WHAT TO PRODUCE:
Search the listing below for the string "React" and show each line that contains it.

MATERIAL PROVIDED:
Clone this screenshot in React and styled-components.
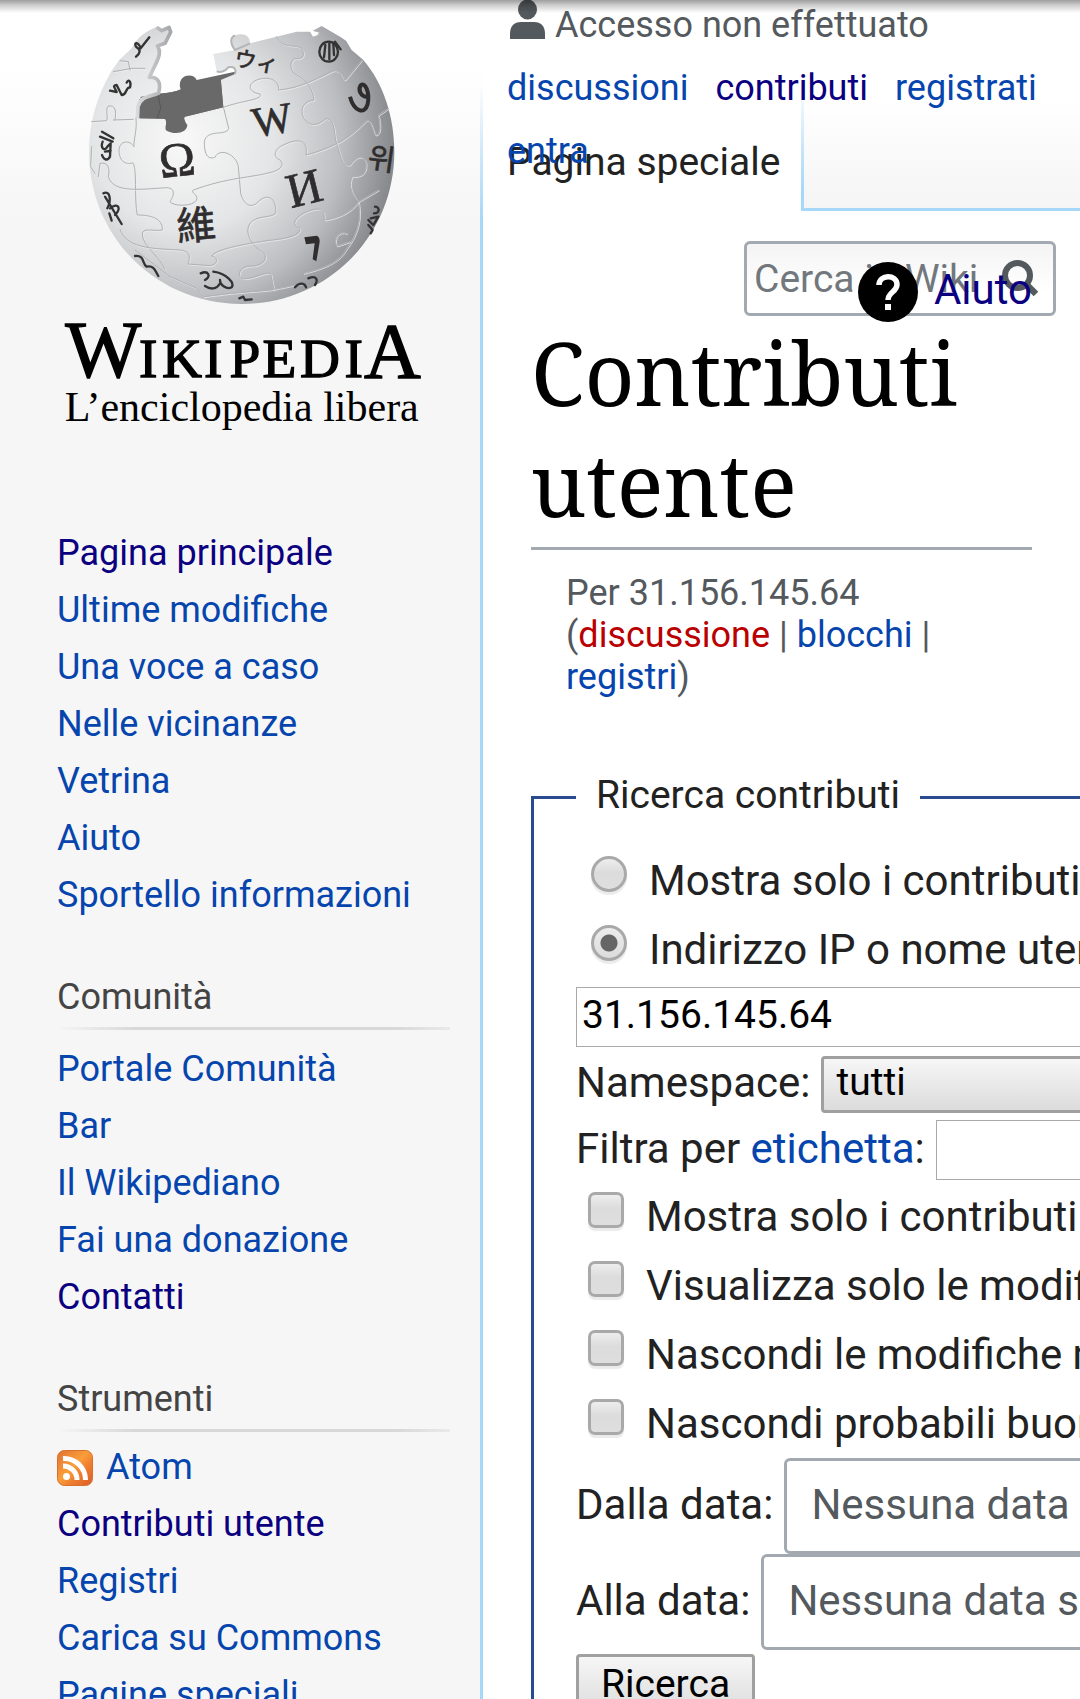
import React from 'react';
import styled, { createGlobalStyle } from 'styled-components';

const sans = "Roboto, 'Liberation Sans', sans-serif";
const serif = "'Noto Serif', 'DejaVu Serif Condensed', 'DejaVu Serif', serif";
const logoSerif = "'Liberation Serif', 'Noto Sans CJK TC', serif";

const Global = createGlobalStyle`
  * { box-sizing: border-box; }
  body { margin: 0; background: #fff; font-family: ${sans}; color: #222; }
  ul { list-style: none; margin: 0; padding: 0; }
`;

const Page = styled.div`
  position: relative;
  display: grid;
  grid-template-columns: 480px minmax(0, 1fr);
  height: 100vh;
  overflow: hidden;
  background: linear-gradient(#fff 60px, #f6f6f6 220px);
`;

const TopShadow = styled.div`
  position: absolute;
  top: 0;
  left: 0;
  right: 0;
  height: 13px;
  background: linear-gradient(rgba(0, 0, 0, 0.38), rgba(0, 0, 0, 0.2) 5px, rgba(0, 0, 0, 0));
  pointer-events: none;
`;

const Link = styled.a`
  color: ${(p) => (p.$missing ? '#ba0000' : p.$visited ? '#0b0080' : '#0645ad')};
  text-decoration: none;
`;

/* Sidebar */
const Sidebar = styled.aside`
  min-width: 0;
`;

const LogoLink = styled.a`
  display: block;
  height: 440px;
  padding-left: 50px;
`;

const Portal = styled.nav`
  padding: 0 30px 45px 57px;
  font-size: 36px;
  line-height: 57px;
  &:first-of-type { padding-top: 85px; }
`;

const PortalTitle = styled.h3`
  margin: 0 0 ${(p) => (p.$tight ? 7 : 11)}px;
  padding-bottom: 1px;
  font-size: 36px;
  font-weight: 400;
  color: #444;
  border-bottom: 3px solid;
  border-image: linear-gradient(to right, #f6f6f6, #d8d8d8 20%, #d8d8d8 86%, #eaeaea) 1;
`;

const IconItem = styled.li`
  display: flex;
  align-items: center;
  gap: 13px;
`;

/* Header */
const Main = styled.main`
  min-width: 0;
  border-left: 3px solid;
  border-image: linear-gradient(rgba(167, 215, 249, 0) 85px, #a7d7f9 220px) 1;
`;

const Head = styled.header`
  position: relative;
  display: flex;
  height: 211px;
  background: #fff;
`;

const Personal = styled.ul`
  position: absolute;
  top: -6px;
  left: 24px;
  right: 24px;
  display: flex;
  flex-wrap: wrap;
  column-gap: 27px;
  font-size: 36px;
  line-height: 63px;
`;

const Anonymous = styled.li`
  display: flex;
  align-items: center;
  gap: 10px;
  padding-left: 3px;
  color: #54595d;
  svg { margin-top: -13px; }
`;

const Tab = styled.div`
  padding: 134px 21px 0 24px;
  font-size: 39px;
  line-height: 57px;
`;

const TabSpace = styled.div`
  flex: 1;
  margin-top: 85px;
  border-style: solid;
  border-width: 0 0 3px 3px;
  border-image: linear-gradient(rgba(167, 215, 249, 0), #a7d7f9 85%) 1;
  background: linear-gradient(#fff 10px, #f5f5f5);
`;

const Body = styled.div`
  padding: 30px 0 0 48px;
  background: #fff;
`;

const SearchForm = styled.form`
  display: flex;
  align-items: center;
  width: 312px;
  height: 75px;
  margin: 0 24px 0 auto;
  padding: 0 15px 0 7px;
  border: 3px solid #a2a9b1;
  border-radius: 6px;
  background: linear-gradient(#f4f4f4, #fff 70%);
`;

const SearchInput = styled.input`
  width: 226px;
  padding: 0;
  border: 0;
  background: transparent;
  font: 39px ${sans};
  &::placeholder { color: #72777d; opacity: 1; }
`;

const SearchButton = styled.button`
  display: flex;
  margin-left: auto;
  padding: 0;
  border: 0;
  background: none;
`;

const Content = styled.div`
  position: relative;
  padding: 1px 48px 0 0;
`;

const Help = styled.a`
  position: absolute;
  top: -54px;
  right: 48px;
  display: flex;
  align-items: flex-start;
  gap: 16px;
  font-size: 42px;
  line-height: 56px;
  color: #0b0080;
  text-decoration: none;
`;

const Title = styled.h1`
  margin: 0;
  padding-bottom: 8px;
  border-bottom: 3px solid #a2a9b1;
  font-family: ${serif};
  font-size: 87px;
  line-height: 111px;
  font-weight: 400;
  color: #000;
`;

const SubTitle = styled.div`
  padding: 22px 35px 0;
  font-size: 36px;
  line-height: 42px;
  color: #54595d;
`;

/* Search form */
const Fields = styled.fieldset`
  width: 800px;
  margin: 73px 0 0;
  padding: 23px 42px 40px;
  border: 3px solid #2a4b8d;
`;

const Legend = styled.legend`
  padding: 0 20px 4px;
  font-size: 39px;
  line-height: 48px;
`;

const Option = styled.div`
  display: flex;
  align-items: flex-start;
  gap: 22px;
  padding-left: ${(p) => (p.$radio ? 15 : 12)}px;
  font-size: 42px;
  line-height: 69px;
  white-space: nowrap;
`;

const Toggle = styled.input`
  appearance: none;
  flex: none;
  width: 36px;
  height: 36px;
  margin: 10px 0 0;
  border: 3px solid #a9a9a9;
  border-radius: ${(p) => (p.type === 'radio' ? '50%' : '7px')};
  background: linear-gradient(#ededed, #dcdcdc 45%, #dedede);
  box-shadow: 0 3px 1px #ebebeb;
  &:checked {
    background: radial-gradient(circle, #666 0 8px, transparent 9px),
      linear-gradient(#ededed, #dcdcdc);
  }
`;

const Row = styled.div`
  display: flex;
  align-items: center;
  gap: 11px;
  height: ${(p) => p.$height}px;
  font-size: 42px;
  white-space: nowrap;
  label { padding-bottom: 4px; }
`;

const TextInput = styled.input`
  flex: 1;
  min-width: 0;
  height: 60px;
  padding: 0 5px 4px;
  border: 1px solid #a9a9a9;
  background: #fff;
  font: 39px ${sans};
  color: #000;
`;

const Select = styled.select`
  appearance: none;
  flex: 1;
  height: 57px;
  padding: 0 12px 6px;
  border: 3px solid #a0a0a0;
  border-radius: 4px;
  background: linear-gradient(#f6f6f6, #dcdcdc);
  font: 39px ${sans};
  color: #000;
`;

const DateInput = styled.input`
  flex: 1;
  min-width: 0;
  height: 96px;
  padding: 0 24px 4px;
  border: 3px solid #a2a9b1;
  border-radius: 6px;
  background: #fff;
  font: 42px ${sans};
  &::placeholder { color: #54595d; opacity: 1; }
`;

const Submit = styled.button`
  display: block;
  margin-top: 4px;
  padding: 4px 22px 6px;
  border: 3px solid #a0a0a0;
  border-radius: 4px;
  background: linear-gradient(#f6f6f6, #dcdcdc);
  font: 39px ${sans};
  color: #000;
`;

const seams = [
  'M258 355C262 390 250 420 252 440C240 420 210 420 207 450C207 490 235 495 248 488C262 500 252 600 262 645C290 645 340 650 337 690C310 695 275 680 277 705C280 740 330 770 345 808',
  'M520 320L536 385C530 410 470 385 463 425C462 480 485 475 495 472C510 440 560 465 565 500L572 580C580 610 600 630 625 605C650 580 680 590 677 640C660 655 620 645 600 670C580 700 610 740 635 755C660 770 640 800 600 798C565 800 560 830 580 836C610 838 640 815 662 820L672 870',
  'M145 530L150 490C175 485 180 505 175 530C190 580 270 568 350 563C380 565 370 590 360 605C370 620 430 620 440 600C445 580 420 580 430 570C540 530 600 535 670 515C700 505 700 490 690 480C665 470 675 445 700 435C740 415 775 415 768 465C860 440 900 410 945 365C960 350 965 380 975 405C995 405 990 370 985 345L1015 325',
  'M190 360L250 358M125 365L170 362C175 350 165 330 175 318C195 315 200 330 195 360',
  'M520 322C580 300 640 300 630 282C590 275 595 250 620 240C660 225 690 245 685 270C750 265 800 235 850 212C880 210 870 240 885 240L935 180',
  'M680 110C700 150 730 130 755 145C770 170 750 180 735 175C715 185 720 215 740 225C770 240 790 270 792 300C750 305 750 340 765 360C790 385 810 370 828 355C860 360 850 410 860 430C870 460 875 500 900 495C915 470 940 460 948 490C950 525 930 530 905 530C895 560 905 580 925 605C935 650 925 700 890 745C870 780 840 800 760 820',
  'M210 688C230 745 300 745 390 750C430 755 415 780 415 792L480 797C510 790 500 770 485 768C500 745 600 730 650 722C720 715 750 705 750 685C720 675 735 650 770 635C810 620 825 625 822 660C860 655 900 640 925 605L985 570',
  'M255 750L360 830L440 865L460 890L540 880L660 870L760 850M890 700C860 690 850 720 860 738L900 725',
  'M190 215L245 205L285 205M210 182L235 185L240 210M125 440L122 500L135 520',
];

const glyphs = [
  ['Ω', 386, 528, 146, -6],
  ['W', 674, 402, 128, -10],
  ['И', 774, 612, 146, -14],
  ['維', 442, 718, 118, -5],
  ['ウィ', 615, 208, 66, 10],
  ['위', 990, 508, 88, 8],
];

const wordmark = [
  ['I', 295],
  ['K', 396],
  ['I', 490],
  ['P', 585],
  ['E', 688],
  ['D', 810],
  ['I', 911],
];

function Globe() {
  return (
    <svg width="400" height="440" viewBox="0 0 1200 1320" role="img" aria-label="Wikipedia">
      <defs>
        <radialGradient id="ball" gradientUnits="userSpaceOnUse" cx="400" cy="420" r="680">
          <stop offset="0" stopColor="#f8f8f8" />
          <stop offset="0.4" stopColor="#e4e5e6" />
          <stop offset="0.7" stopColor="#bcbdc0" />
          <stop offset="1" stopColor="#77797d" />
        </radialGradient>
        <linearGradient id="rim" x1="0" x2="1">
          <stop offset="0" stopColor="#d9dadb" />
          <stop offset="1" stopColor="#a5a7aa" />
        </linearGradient>
      </defs>
      <path
        d="M262 300C300 275 360 285 395 268C375 225 430 215 440 240L555 215L560 232L520 240L530 325L400 352C430 400 350 415 345 372L348 355L255 357Z"
        fill="#696969"
      />
      <path
        d="M183 215L208 180L245 145C265 105 290 95 320 80L335 92L357 82L362 96L345 130L322 138C335 155 325 175 318 190L298 232C325 230 335 250 325 280C300 290 270 290 268 320L268 355L345 357C355 370 340 385 350 392C375 405 410 400 412 375C405 365 400 355 405 350L520 322L512 240L555 222C560 205 550 198 535 202C525 215 510 218 500 214L490 162L555 150C540 130 540 112 555 106C580 98 600 105 600 130L740 95L780 95L790 112C800 112 810 105 808 98L788 92L815 78L870 110L888 122L905 150L940 180C1000 250 1033 350 1033 455C1033 710 830 912 575 912C320 912 117 710 117 455C117 370 140 290 183 215Z"
        fill="url(#ball)"
      />
      <path
        d="M268 298C300 278 360 285 392 268C378 232 425 215 440 242L512 232L520 322L405 350C400 355 405 365 412 375C410 400 375 405 350 392C340 385 355 370 345 357L268 355Z"
        fill="#696969"
      />
      <path d="M272 292L325 285L332 325L322 355" fill="none" stroke="#555" strokeWidth="3" />
      <path
        d="M320 82L335 92L357 82L362 96L345 130L322 138C335 155 325 175 318 190L298 232C325 230 335 250 325 280C300 290 270 290 264 320L262 355"
        fill="none"
        stroke="url(#rim)"
        strokeWidth="11"
        strokeLinejoin="round"
      />
      <path d="M555 222C560 205 550 198 535 202C525 215 510 218 500 214M600 130L555 150C540 130 540 112 555 106M790 112C800 112 810 105 808 98" fill="none" stroke="#b4b5b7" strokeWidth="6" />
      <g fill="none" strokeLinecap="round" strokeLinejoin="round">
        {seams.map((d) => (
          <g key={d}>
            <path d={d} stroke="#f0f0f0" strokeWidth="3" strokeOpacity="0.7" transform="translate(3 3)" />
            <path d={d} stroke="#b0b1b3" strokeWidth="3" />
          </g>
        ))}
      </g>
      <g fill="#2f2d2e" stroke="#2f2d2e" strokeWidth="2" fontFamily={logoSerif} textAnchor="middle">
        {glyphs.map(([ch, x, y, size, turn]) => (
          <text key={ch} x={x} y={y} fontSize={size} transform={`rotate(${turn} ${x} ${y})`}>
            {ch}
          </text>
        ))}
      </g>
      <path d="M763 712L800 707Q812 712 808 732L799 784L788 778L794 730L768 733Z" fill="#2f2d2e" />
      <path d="M900 290C912 335 945 345 953 312C960 275 945 245 932 256C922 272 935 292 953 290" fill="none" stroke="#2f2d2e" strokeWidth="12" />
      <g fill="none" stroke="#333" strokeWidth="7" strokeLinecap="round" strokeLinejoin="round">
        <path d="M298 112L272 145C265 125 250 125 258 140C275 150 270 160 258 170" />
        <path d="M180 272L200 276C195 262 185 258 200 255L215 285C232 285 225 262 240 262C245 245 235 235 230 248" />
        <path d="M156 395L190 415M150 410L188 425M158 425C150 445 165 455 172 440L182 430L180 470C172 485 160 478 156 465M165 455L182 452" />
        <ellipse cx="836" cy="155" rx="28" ry="30" />
        <path d="M826 135L822 172M838 130L838 178M850 132L852 165M855 125L872 148" />
        <path d="M160 580C180 570 185 600 172 625M165 590L215 672M180 625C205 605 215 625 195 645M178 640L185 662" />
        <path d="M255 768C285 765 275 790 290 800C310 795 315 810 325 828" />
        <path d="M452 820C475 810 485 830 465 840M490 815C530 820 555 850 545 862C530 870 510 855 510 840M510 850C500 870 480 868 465 858" />
        <path d="M735 862C750 845 765 850 768 862M775 835C800 825 805 840 795 855" />
        <path d="M975 620C990 620 990 640 972 640M962 655L985 650L970 675L955 660M955 675L968 690L962 700" />
        <path d="M568 895L580 890L585 900L605 898" />
      </g>
      <g fontFamily={logoSerif} fill="#000" stroke="#000" strokeWidth="4" textAnchor="middle">
        <text x="160" y="1132" fontSize="242">W</text>
        {wordmark.map(([ch, x]) => (
          <text key={x} x={x} y="1132" fontSize="166">{ch}</text>
        ))}
        <text x="1027" y="1132" fontSize="236">A</text>
      </g>
      <text x="44" y="1264" fontSize="126" fontFamily={logoSerif} fill="#000">
        L’enciclopedia libera
      </text>
    </svg>
  );
}

function UserIcon() {
  return (
    <svg width="35" height="39" viewBox="0 0 35 39" fill="#54595d" aria-hidden="true">
      <ellipse cx="17.5" cy="9.5" rx="9.5" ry="10" />
      <path d="M0 39V34C0 26 4 22 11 22H24C31 22 35 26 35 34V39Z" />
    </svg>
  );
}

function SearchIcon() {
  return (
    <svg width="36" height="37" viewBox="0 0 36 37" fill="none" stroke="#54595d" aria-hidden="true">
      <circle cx="15.5" cy="15.5" r="12.5" strokeWidth="6" />
      <path d="M24 24L34 34" strokeWidth="6.5" />
    </svg>
  );
}

function HelpIcon() {
  return (
    <svg width="60" height="60" viewBox="0 0 60 60" aria-hidden="true">
      <circle cx="30" cy="30" r="30" />
      <path d="M21 23C21 12 39 12 39 22.500C39 30 30 30 30 38" fill="none" stroke="#fff" strokeWidth="5.500" />
      <rect x="27" y="42" width="6" height="6" fill="#fff" />
    </svg>
  );
}

function FeedIcon() {
  return (
    <svg width="36" height="36" viewBox="0 0 36 36" aria-hidden="true">
      <defs>
        <linearGradient id="feed" x1="0" y1="0" x2="1" y2="1">
          <stop offset="0" stopColor="#e07030" />
          <stop offset="0.45" stopColor="#fb9e3a" />
          <stop offset="0.65" stopColor="#ee7f2f" />
          <stop offset="1" stopColor="#d95b29" />
        </linearGradient>
      </defs>
      <rect x="0.5" y="0.5" width="35" height="35" rx="7" fill="url(#feed)" stroke="#d8702c" />
      <circle cx="9.500" cy="26.500" r="3.500" fill="#fff" />
      <path d="M6 16A14 14 0 0 1 20 30M6 8.500A21.500 21.500 0 0 1 28.500 30" fill="none" stroke="#fff" strokeWidth="5" />
    </svg>
  );
}

const navigation = [
  ['Pagina principale', true],
  ['Ultime modifiche'],
  ['Una voce a caso'],
  ['Nelle vicinanze'],
  ['Vetrina'],
  ['Aiuto'],
  ['Sportello informazioni'],
];
const community = [
  ['Portale Comunità'],
  ['Bar'],
  ['Il Wikipediano'],
  ['Fai una donazione'],
  ['Contatti', true],
];
const tools = [['Contributi utente', true], ['Registri'], ['Carica su Commons'], ['Pagine speciali']];

const filters = [
  'Mostra solo i contributi che sono ultime revisioni',
  'Visualizza solo le modifiche che sono creazioni di pagina',
  'Nascondi le modifiche minori',
  'Nascondi probabili buone modifiche',
];

function Items({ items }) {
  return items.map(([label, visited]) => (
    <li key={label}>
      <Link href="#" $visited={visited}>{label}</Link>
    </li>
  ));
}

export default function App() {
  return (
    <Page>
      <Global />
      <Sidebar>
        <LogoLink href="#"><Globe /></LogoLink>
        <Portal aria-label="Navigazione">
          <ul><Items items={navigation} /></ul>
        </Portal>
        <Portal>
          <PortalTitle>Comunità</PortalTitle>
          <ul><Items items={community} /></ul>
        </Portal>
        <Portal>
          <PortalTitle $tight>Strumenti</PortalTitle>
          <ul>
            <IconItem><FeedIcon /><Link href="#">Atom</Link></IconItem>
            <Items items={tools} />
          </ul>
        </Portal>
      </Sidebar>

      <Main>
        <Head>
          <Tab>Pagina speciale</Tab>
          <TabSpace />
          <Personal>
            <Anonymous><UserIcon />Accesso non effettuato</Anonymous>
            <Items items={[['discussioni'], ['contributi', true], ['registrati'], ['entra']]} />
          </Personal>
        </Head>
        <Body>
          <SearchForm>
            <SearchInput type="text" placeholder="Cerca in Wikipedia" aria-label="Cerca in Wikipedia" />
            <SearchButton type="button" aria-label="Cerca"><SearchIcon /></SearchButton>
          </SearchForm>
          <Content>
            <Help href="#"><HelpIcon />Aiuto</Help>
            <Title>Contributi utente</Title>
            <SubTitle>
              Per 31.156.145.64 (<Link href="#" $missing>discussione</Link> | <Link href="#">blocchi</Link> | <Link href="#">registri</Link>)
            </SubTitle>
            <form>
              <Fields>
                <Legend>Ricerca contributi</Legend>
                <Option $radio>
                  <Toggle type="radio" name="who" id="newbie" />
                  <label htmlFor="newbie">Mostra solo i contributi dei nuovi utenti</label>
                </Option>
                <Option $radio>
                  <Toggle type="radio" name="who" id="user" defaultChecked />
                  <label htmlFor="user">Indirizzo IP o nome utente:</label>
                </Option>
                <Row $height={66}>
                  <TextInput aria-label="Indirizzo IP o nome utente" defaultValue="31.156.145.64" />
                </Row>
                <Row $height={68}>
                  <label htmlFor="namespace">Namespace:</label>
                  <Select id="namespace"><option>tutti</option></Select>
                </Row>
                <Row $height={64}>
                  <label htmlFor="tag">Filtra per <Link href="#">etichetta</Link>:</label>
                  <TextInput id="tag" />
                </Row>
                {filters.map((text, i) => (
                  <Option key={text}>
                    <Toggle type="checkbox" id={`filter${i}`} />
                    <label htmlFor={`filter${i}`}>{text}</label>
                  </Option>
                ))}
                <Row $height={96}>
                  <label htmlFor="from">Dalla data:</label>
                  <DateInput id="from" placeholder="Nessuna data selezionata" />
                </Row>
                <Row $height={96}>
                  <label htmlFor="to">Alla data:</label>
                  <DateInput id="to" placeholder="Nessuna data selezionata" />
                </Row>
                <Submit type="button">Ricerca</Submit>
              </Fields>
            </form>
          </Content>
        </Body>
      </Main>
      <TopShadow />
    </Page>
  );
}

COMPLETED TASK:
Clone this screenshot in React and styled-components.
import React from 'react';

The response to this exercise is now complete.